The legitimacy of the pro-abortion position lies in women's right to privacy, in her right to control the destiny of her own body. Lawmakers and religious leaders have no right to stand between my legs and tell me what to do based on what's going on in my womb, any more than they have the right to garnish a man's wages every time he has sex against the eventuality that the sex might produce a child.

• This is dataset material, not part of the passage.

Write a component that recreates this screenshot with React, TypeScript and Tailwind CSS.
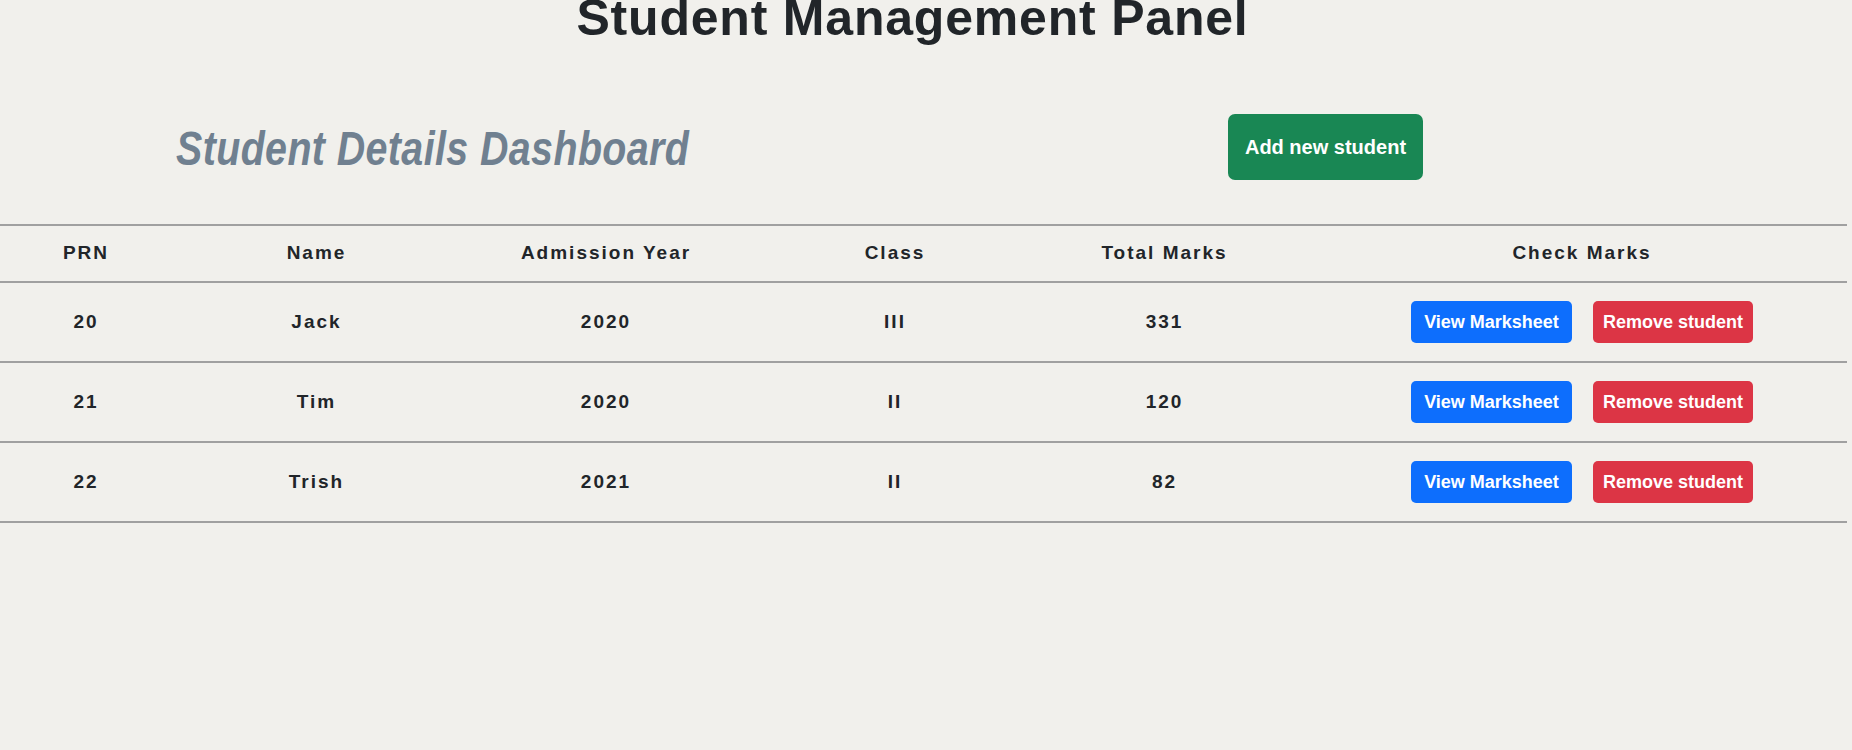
import React from 'react';

const students = [
  { prn: '20', name: 'Jack', year: '2020', cls: 'III', marks: '331' },
  { prn: '21', name: 'Tim', year: '2020', cls: 'II', marks: '120' },
  { prn: '22', name: 'Trish', year: '2021', cls: 'II', marks: '82' },
];

const App: React.FC = () => {
  return (
    <div className="min-h-screen w-full overflow-hidden bg-[#f1f0ec] font-['Liberation_Sans',sans-serif] text-[#212529]">
      {/* Page title */}
      <h1 className="-mt-[7px] pr-[27px] text-center text-[50px] font-bold leading-none tracking-[0.8px]">
        Student Management Panel
      </h1>

      {/* Dashboard header */}
      <div className="mt-[71px] flex h-[66px] items-center pl-[176px]">
        <div className="w-[1052px] pt-[3px]">
          <h2 className="origin-left scale-x-[0.82] whitespace-nowrap text-[48px] font-bold italic leading-none tracking-[0.5px] text-[#708090]">
            Student Details Dashboard
          </h2>
        </div>
        <button className="h-[66px] w-[195px] rounded-[7px] bg-[#198754] text-[20px] font-bold text-white">
          Add new student
        </button>
      </div>

      {/* Students table */}
      <div className="mt-[44px] w-[1847px] text-[19px] font-bold tracking-[2px]">
        <div className="grid h-[59px] grid-cols-[172px_289px_290px_288px_251px_1fr] items-center border-y-2 border-[#a0a0a0] text-center">
          <div>PRN</div>
          <div>Name</div>
          <div>Admission Year</div>
          <div>Class</div>
          <div>Total Marks</div>
          <div className="pl-[27px]">Check Marks</div>
        </div>
        {students.map((s) => (
          <div
            key={s.prn}
            className="grid h-[80px] grid-cols-[172px_289px_290px_288px_251px_1fr] items-center border-b-2 border-[#a0a0a0] text-center"
          >
            <div>{s.prn}</div>
            <div>{s.name}</div>
            <div>{s.year}</div>
            <div>{s.cls}</div>
            <div>{s.marks}</div>
            <div className="flex justify-center gap-[21px] pl-[27px] tracking-normal">
              <button className="h-[42px] w-[161px] rounded-[5px] bg-[#0d6efd] text-[18px] font-bold text-white">
                View Marksheet
              </button>
              <button className="h-[42px] w-[160px] rounded-[5px] bg-[#dc3545] text-[18px] font-bold text-white">
                Remove student
              </button>
            </div>
          </div>
        ))}
      </div>
    </div>
  );
};

export default App;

The debate of if/when a fetus becomes a child is a red herring. I became accidentally pregnant two years ago. I beat Irish sweepstakes odds to do it - 18 years on the pill, never missed one, over 40...and pregnant. Also divorced with no job at the time. From the moment I saw the stripe I knew I'd be having a *baby* -- not a fetus. The fact that it was unplanned and unwelcome didn't change how I thought about it, or what it was. And I firmly believed in my right to abort it, based on what was going on in my life and my head at the time. The religious right always invokes God in the debate, but seems to presume God takes the side of the fetus over the woman. I think God, if He's out there, has already taken my side - by giving me the womb and free will. It's up to me - not Billy Graham, not Rush Limbaugh, not Ralph Reed, not George Bush - to decide what the right thing to do is (It's up to the Supreme Court to ensure that decision stays mine).
This is why pro lifers have gained so much ground in the abortion debate. Those who are for abortion can't get themselves to back the judiciary point of view that passed Roe v. Wade. They wafffle, not wanting to concede the moral high ground the religious right has seized/defined as the battlefield. Well, the moral high ground isnot the battlefield, the womb, which resides *in the woman's body* is. And that's enough.